- COLLECTED DATA -
|---|
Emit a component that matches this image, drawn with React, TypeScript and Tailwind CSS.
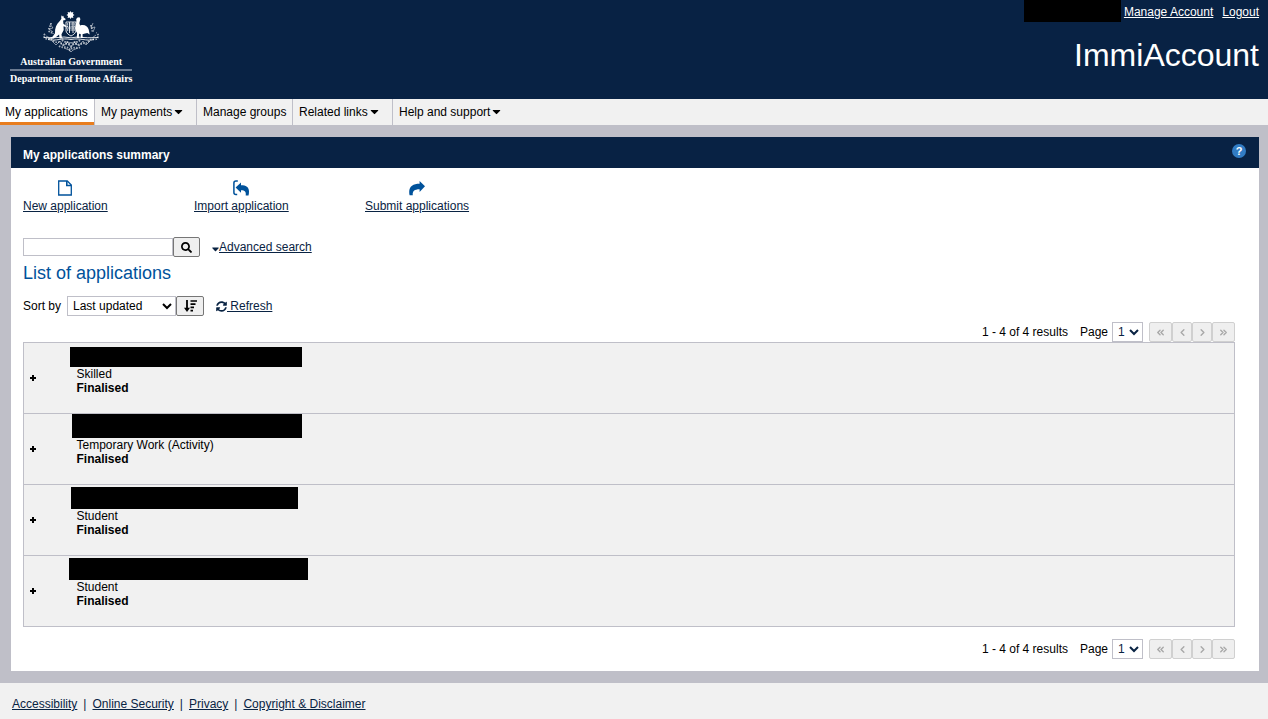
import React from "react";
import { FaCaretDown, FaSearch, FaSyncAlt } from "react-icons/fa";
import { ChevronLeft, ChevronRight, ChevronsLeft, ChevronsRight } from "lucide-react";

const applications = [
  { type: "Skilled", status: "Finalised", mask: "left-[-7px] top-[-6px] h-5 w-[232px]" },
  { type: "Temporary Work (Activity)", status: "Finalised", mask: "left-[-5px] top-[-10px] h-6 w-[230px]" },
  { type: "Student", status: "Finalised", mask: "left-[-6px] top-[-8px] h-[22px] w-[227px]" },
  { type: "Student", status: "Finalised", mask: "left-[-8px] top-[-8px] h-[22px] w-[239px]" },
];

const tabs = [
  { label: "My payments", menu: true, width: "w-[102px]" },
  { label: "Manage groups", menu: false, width: "w-[96px]" },
  { label: "Related links", menu: true, width: "w-[100px]" },
  { label: "Help and support", menu: true, width: "w-[120px]" },
];

function Crest() {
  return (
    <svg className="h-[42px] w-[58px]" viewBox="0 0 58 42" fill="none" stroke="#fff" aria-hidden="true">
      <path fill="#fff" stroke="none" d="M28.500 0l.9 1.500 2-.4-.5 2 1.600 1-1.600.9.5 1.900-2-.4-.9 1.500-.9-1.500-2 .4.5-1.900-1.600-.9 1.600-1-.5-2 2 .4z" />
      <path fill="#fff" stroke="none" d="M19.200 5.800l.6-1.600.8 1.300 1-.7-.1 1.500 2.200 1.700-.5 1.100-2.100.3.300 3.400 3 2.200.3 1.200-3.200-.9.200 3.800-2.200 4.100.4 3.400 1.800.8-4.200.2-.4-4-3 2.400-2.400 1.400-6.200.4 5-2 2.500-3.600c-.2-5 1.400-9.200 4.800-12.200l1.600-2.300z" />
      <path fill="#fff" stroke="none" d="M34 8.200l1.500-1.800 2-.2.900 1.700-1.100 4.300.8 2.200c4.400-1.200 7.200.4 8.600 4l1 5-2.400-1.500-3.200.9-1.600.4.2 3 1.900.9-3.800-.1-.1-4-1.600-.3-.3 3.300 1.200 1.100-3.200-.2.300-4.800-1.500-2.600c-.9-3.400.3-5.600.6-7.800l.2-3z" />
      <path strokeWidth="1" opacity=".85" d="M24 11h10v9c-1 3-3 4-5 5-2-1-4-2-5-5zM24 17h10M27.500 11v11M31 11v11" />
      <path strokeWidth="1.400" opacity=".85" strokeDasharray="1.200 1" d="M25 13h8M25 15.300h8M25 19h8" />
      <path strokeWidth="1" opacity=".85" d="M2 26.500c8 .5 13 .2 20-.5l7 .8 7-.8c7 .7 12 1 20 .5M6 28.500c8 2 14-2 23 0 9-2 15 2 23 0" />
      <path strokeWidth="1.800" strokeDasharray="1.400 1.300" opacity=".65" d="M3 23c-3 3 1 6 4 5s5 4 8 3 5 4 8 2 6 4 8 1 6 1 8-1 5 1 8-3 7 1 9-4c1-2-1-4-2-4M9 12c0 3-3 5-2 8s4 0 4 3M49 14c0 3 2 4 1 8M17 35c4 3 8-1 11 4 4-4 7-1 11-3M20 29c4 4 6 0 9 4 3-4 6 0 9-4" />
      <path strokeWidth="1" opacity=".5" d="M8 13l3 4-4 1 4 3M51 12l-2 5 4-1-2 5M10 30l4 4 4-4 3 5 5-4 3 6 3-6 5 4 4-5 3 4 4-4M22 37l5 2 2 2 2-2 5-2M4 25l4 2M50 27l4-3M24 30v4M34 30v4" />
    </svg>
  );
}

function NewIcon() {
  return (
    <svg className="h-4 w-4" viewBox="0 0 16 16" fill="none" stroke="#00529b" strokeWidth="1.300" aria-hidden="true">
      <path d="M1.700 1h8.600l4 4v10H1.700z" />
      <path d="M9.800 1v4.500h4.500" strokeWidth="1.600" />
    </svg>
  );
}

function ImportIcon() {
  return (
    <svg className="h-4 w-4" viewBox="0 0 16 16" aria-hidden="true">
      <path d="M4.800 1H3Q.9 1 .9 3v9.500q0 2 2 2h1.300" fill="none" stroke="#00529b" strokeWidth="1.500" />
      <path d="M2.600 7.500L8 2.400v2.900c5 0 8 1.900 8 6.200 0 1.400-.1 2.700-.5 3.900H12.700c.5-3.600-.7-5.100-4.700-5.100v2.500z" fill="#00529b" />
    </svg>
  );
}

function SubmitIcon() {
  return (
    <svg className="h-4 w-4" viewBox="0 0 16 16" aria-hidden="true">
      <path d="M16 6.300L10.600 1v2.800C4.300 3.800.2 6.300.2 12c0 1.200.1 2.200.4 3.200h3.200c-.5-4 1.500-6 6.800-6v2.700z" fill="#00529b" />
    </svg>
  );
}

function SortIcon() {
  return (
    <svg className="h-3 w-[13px]" viewBox="0 0 13 12" fill="none" stroke="#000" strokeWidth="1.800" aria-hidden="true">
      <path d="M3 0v10" />
      <path d="M0 7.800h6L3 12z" fill="#000" stroke="none" />
      <path d="M6.500 1H13M6.500 4.200h5M6.500 7.400H10M6.500 10.600H9" strokeWidth="1.700" />
    </svg>
  );
}

function Actions() {
  const items = [
    { label: "New application", icon: <NewIcon /> },
    { label: "Import application", icon: <ImportIcon /> },
    { label: "Submit applications", icon: <SubmitIcon /> },
  ];
  return (
    <div className="flex pt-3">
      {items.map((item) => (
        <div key={item.label} className="w-[171px]">
          <a href="#" className="inline-flex flex-col items-center gap-[3px] underline">
            {item.icon}
            <span>{item.label}</span>
          </a>
        </div>
      ))}
    </div>
  );
}

function Pager({ id }: { id: string }) {
  const button = "flex h-5 items-center justify-center rounded-[2px] border border-[#d0d0d0] bg-[#efefef] text-[#a8a8a8]";
  return (
    <div className="flex h-5 items-center justify-end">
      <span className="mr-3">1 - 4 of 4 results</span>
      <label htmlFor={id} className="mr-1">Page</label>
      <select id={id} className="mr-[6px] h-5 w-[31px] border border-[#bfbfc8] bg-white pl-px text-[#092343]">
        <option>1</option>
      </select>
      <button disabled aria-label="First page" className={button + " w-[23px]"}><ChevronsLeft className="h-[11px] w-[11px]" strokeWidth={3} /></button>
      <button disabled aria-label="Previous page" className={button + " w-5"}><ChevronLeft className="h-[11px] w-[11px]" strokeWidth={3} /></button>
      <button disabled aria-label="Next page" className={button + " w-5"}><ChevronRight className="h-[11px] w-[11px]" strokeWidth={3} /></button>
      <button disabled aria-label="Last page" className={button + " w-[23px]"}><ChevronsRight className="h-[11px] w-[11px]" strokeWidth={3} /></button>
    </div>
  );
}

export default function App() {
  return (
    <div className="min-h-screen bg-[#f1f1f1] font-['Liberation_Sans',Arial,sans-serif] text-[12px] leading-[14px] text-black">
      <header className="flex h-[99px] justify-between bg-[#082244] text-white">
        <div className="flex flex-col items-center pt-[11px] pl-[10px] font-['Liberation_Serif',serif] text-[10px] leading-[14px] font-bold whitespace-nowrap">
          <Crest />
          <span className="mt-[2px]">Australian Government</span>
          <span className="h-[2px] w-full bg-[#6b7b92]" />
          <span className="mt-px">Department of Home Affairs</span>
        </div>
        <div className="flex flex-col items-end pr-[9px]">
          <div className="flex h-6 items-center">
            <span className="mr-[3px] h-[22px] w-[97px] self-start bg-black" />
            <a href="#" className="mr-[9px] underline">Manage Account</a>
            <a href="#" className="underline">Logout</a>
          </div>
          <h1 className="mt-3 text-[32px] leading-[38px]">ImmiAccount</h1>
        </div>
      </header>

      <nav className="flex h-[26px]">
        <a href="#" className="w-[94px] border-b-[3px] border-[#e87d1e] bg-white pt-[6px] pl-[5px] whitespace-nowrap">My applications</a>
        {tabs.map((tab) => (
          <a key={tab.label} href="#" className={"flex items-start border-l border-[#bfbfc8] pt-[6px] pl-[6px] whitespace-nowrap " + tab.width}>
            {tab.label}
            {tab.menu && <FaCaretDown className="ml-[2px] h-[13px] w-[9px]" />}
          </a>
        ))}
      </nav>

      <main className="bg-[#bfbfc8] pt-3 pr-[9px] pb-3 pl-[11px]">
        <section className="bg-white">
          <div className="flex h-[31px] justify-between bg-[#082244] pr-[13px] pl-3 text-white">
            <h2 className="pt-[11px] font-bold">My applications summary</h2>
            <a href="#" aria-label="Help" className="mt-[7px] flex h-[14px] w-[14px] items-center justify-center rounded-full bg-[#317cc4] text-[11px] font-bold">?</a>
          </div>
          <div className="pr-6 pb-3 pl-3">
            <div className="text-[#092343]">
              <Actions />
            </div>
            <form className="mt-6 flex h-5 items-center" onSubmit={(e) => e.preventDefault()}>
              <input type="text" aria-label="Search applications" className="h-[18px] w-[150px] border border-[#bfbfc8] bg-white px-1" />
              <button aria-label="Search" className="flex h-5 w-[27px] items-center justify-center rounded-[2px] border border-[#767676] bg-[#efefef]">
                <FaSearch className="h-[11px] w-[11px]" />
              </button>
              <a href="#" className="ml-3 flex items-center text-[#092343]">
                <FaCaretDown className="mt-[3px] h-3 w-[7px]" />
                <span className="underline">Advanced search</span>
              </a>
            </form>
            <h3 className="mt-[5px] text-[18px] leading-[22px] text-[#00529b]">List of applications</h3>
            <div className="mt-3 flex h-5 items-center">
              <label htmlFor="sort" className="mr-[6px]">Sort by</label>
              <select id="sort" className="h-5 w-[109px] border border-[#bfbfc8] bg-white pl-px">
                <option>Last updated</option>
              </select>
              <button aria-label="Sort descending" className="flex h-5 w-7 items-center justify-center rounded-[2px] border border-[#767676] bg-[#efefef]">
                <SortIcon />
              </button>
              <a href="#" className="ml-3 flex items-center whitespace-pre text-[#092343]">
                <FaSyncAlt className="h-[11px] w-[11px]" />
                <span className="underline"> Refresh</span>
              </a>
            </div>
            <div className="mt-[6px]">
              <Pager id="page-top" />
            </div>
            <table className="w-full border-collapse border border-[#bfbfc8] bg-[#f1f1f1]">
              <tbody>
                {applications.map((app, i) => (
                  <tr key={i} className="h-[71px] border border-[#bfbfc8]">
                    <td className="w-[53px] pl-[5px] align-middle">
                      <button aria-label="Expand" className="flex h-[14px] w-2 items-center justify-center">
                        <svg className="h-[6px] w-[6px]" viewBox="0 0 6 6" stroke="#000" strokeWidth="2" aria-hidden="true">
                          <path d="M3 0v6M0 3h6" />
                        </svg>
                      </button>
                    </td>
                    <td className="align-top">
                      <div className="relative pt-6">
                        <span className={"absolute mt-[10px] bg-black " + app.mask} />
                        <div>{app.type}</div>
                        <div className="font-bold">{app.status}</div>
                      </div>
                    </td>
                  </tr>
                ))}
              </tbody>
            </table>
            <div className="mt-3">
              <Pager id="page-bottom" />
            </div>
          </div>
        </section>
      </main>

      <footer className="flex pt-[14px] pl-3 text-[#092343]">
        <a href="#" className="underline">Accessibility</a>
        <span className="mx-[6px]">|</span>
        <a href="#" className="underline">Online Security</a>
        <span className="mx-[6px]">|</span>
        <a href="#" className="underline">Privacy</a>
        <span className="mx-[6px]">|</span>
        <a href="#" className="underline">Copyright &amp; Disclaimer</a>
      </footer>
    </div>
  );
}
|---|
Reproduce exactly the run of lines that opens the listing and closes with the line holding "ChevronRight, ChevronsLeft, ChevronsRight". Pictures are excluded.

- REPLY -
Emit a component that matches this image, drawn with React, TypeScript and Tailwind CSS.
import React from "react";
import { FaCaretDown, FaSearch, FaSyncAlt } from "react-icons/fa";
import { ChevronLeft, ChevronRight, ChevronsLeft, ChevronsRight } from "lucide-react";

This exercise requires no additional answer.